Overview of the Classics Library Collection

The Classics Library Collection encompasses 100,000 volumes, 400 journals, and all the major databases. As the scope of the collection is wide, it includes materials that are of interest to researchers in a variety of disciplines, including philosophy, art history, English, modern languages, and history. Undergraduates, especially those who are enrolled in Classics courses, are encouraged to make use of the collections and of our reading room, in 225 Main Library.

The collection is especially strong in critical texts on and literature of the Greek and Latin authors, Greek and Latin grammar and lexicography, philology, epigraphy, and papyrology. A consistent policy of buying practically all publications of real value and of adding older material that still retains scholarly value has made the collection unusually well-rounded and useful in a practical way. Medieval Latin, patristics, and Byzantine Greek are also well-represented.

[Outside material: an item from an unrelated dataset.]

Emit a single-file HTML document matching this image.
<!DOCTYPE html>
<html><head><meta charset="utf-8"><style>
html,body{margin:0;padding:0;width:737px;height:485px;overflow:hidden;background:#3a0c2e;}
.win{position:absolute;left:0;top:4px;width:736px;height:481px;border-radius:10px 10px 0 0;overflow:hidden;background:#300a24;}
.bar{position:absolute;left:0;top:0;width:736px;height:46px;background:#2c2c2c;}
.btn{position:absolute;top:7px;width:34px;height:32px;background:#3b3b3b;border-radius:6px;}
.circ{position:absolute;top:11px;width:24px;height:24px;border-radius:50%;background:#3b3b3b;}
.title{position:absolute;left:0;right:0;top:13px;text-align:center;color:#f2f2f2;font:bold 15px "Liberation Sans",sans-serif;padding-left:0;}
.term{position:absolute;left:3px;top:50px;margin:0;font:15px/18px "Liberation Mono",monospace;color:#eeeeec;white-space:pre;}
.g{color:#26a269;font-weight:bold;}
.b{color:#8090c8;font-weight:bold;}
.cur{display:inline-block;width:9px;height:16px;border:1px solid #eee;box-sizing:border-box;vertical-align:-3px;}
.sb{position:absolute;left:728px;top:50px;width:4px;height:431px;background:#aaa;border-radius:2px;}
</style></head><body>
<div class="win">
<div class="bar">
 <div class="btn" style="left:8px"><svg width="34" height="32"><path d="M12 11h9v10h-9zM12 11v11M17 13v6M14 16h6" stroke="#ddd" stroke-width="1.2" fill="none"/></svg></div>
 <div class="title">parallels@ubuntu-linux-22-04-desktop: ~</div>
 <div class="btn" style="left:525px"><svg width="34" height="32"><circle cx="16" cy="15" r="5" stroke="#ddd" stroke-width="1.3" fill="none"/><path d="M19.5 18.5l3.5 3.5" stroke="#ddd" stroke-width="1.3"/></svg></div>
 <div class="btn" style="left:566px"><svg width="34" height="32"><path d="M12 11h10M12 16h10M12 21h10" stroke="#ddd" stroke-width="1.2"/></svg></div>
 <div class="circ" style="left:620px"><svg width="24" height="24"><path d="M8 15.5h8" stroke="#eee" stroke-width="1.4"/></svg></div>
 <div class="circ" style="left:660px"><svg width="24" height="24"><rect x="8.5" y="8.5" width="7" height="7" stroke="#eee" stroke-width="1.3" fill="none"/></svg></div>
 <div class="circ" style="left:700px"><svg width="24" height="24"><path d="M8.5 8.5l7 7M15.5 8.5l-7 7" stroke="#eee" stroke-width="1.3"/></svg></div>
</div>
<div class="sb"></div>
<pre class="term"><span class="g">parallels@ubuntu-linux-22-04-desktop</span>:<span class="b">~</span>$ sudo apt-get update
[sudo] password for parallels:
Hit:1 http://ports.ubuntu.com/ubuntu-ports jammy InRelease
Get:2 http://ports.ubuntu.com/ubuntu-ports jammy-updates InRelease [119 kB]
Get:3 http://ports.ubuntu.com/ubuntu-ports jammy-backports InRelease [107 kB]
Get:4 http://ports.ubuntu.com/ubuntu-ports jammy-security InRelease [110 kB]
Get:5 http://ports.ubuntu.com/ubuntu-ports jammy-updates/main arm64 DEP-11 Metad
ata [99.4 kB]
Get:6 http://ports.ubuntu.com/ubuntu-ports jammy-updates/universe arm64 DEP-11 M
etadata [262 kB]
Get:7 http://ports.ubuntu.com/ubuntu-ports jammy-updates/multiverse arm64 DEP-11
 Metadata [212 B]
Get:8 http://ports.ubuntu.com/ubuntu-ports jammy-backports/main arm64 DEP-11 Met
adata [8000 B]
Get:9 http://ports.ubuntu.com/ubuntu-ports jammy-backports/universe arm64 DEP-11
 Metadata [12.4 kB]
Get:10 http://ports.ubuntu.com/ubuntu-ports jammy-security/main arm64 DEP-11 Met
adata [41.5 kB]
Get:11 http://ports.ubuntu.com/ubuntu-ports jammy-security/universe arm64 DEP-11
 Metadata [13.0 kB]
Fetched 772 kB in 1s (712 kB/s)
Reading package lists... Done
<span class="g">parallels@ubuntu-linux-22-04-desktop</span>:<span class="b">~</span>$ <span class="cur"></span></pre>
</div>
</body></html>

The collection is also strong in the particular research interests of different members of the faculty. For example, the book and pamphlet material is especially extensive for Aesop, Avianus, Epictetus, Homer, Jerome’s Lives of the Hermit Saints, Apuleius, Suetonius, Terence, the Greek and Latin romances, the social and economic aspects of Greek and Roman civilization, and the ancient collections of proverbs and fables.

In addition to the materials housed in Room 225, many classics-related works of wider scope may be found in the general stacks in the Main Library.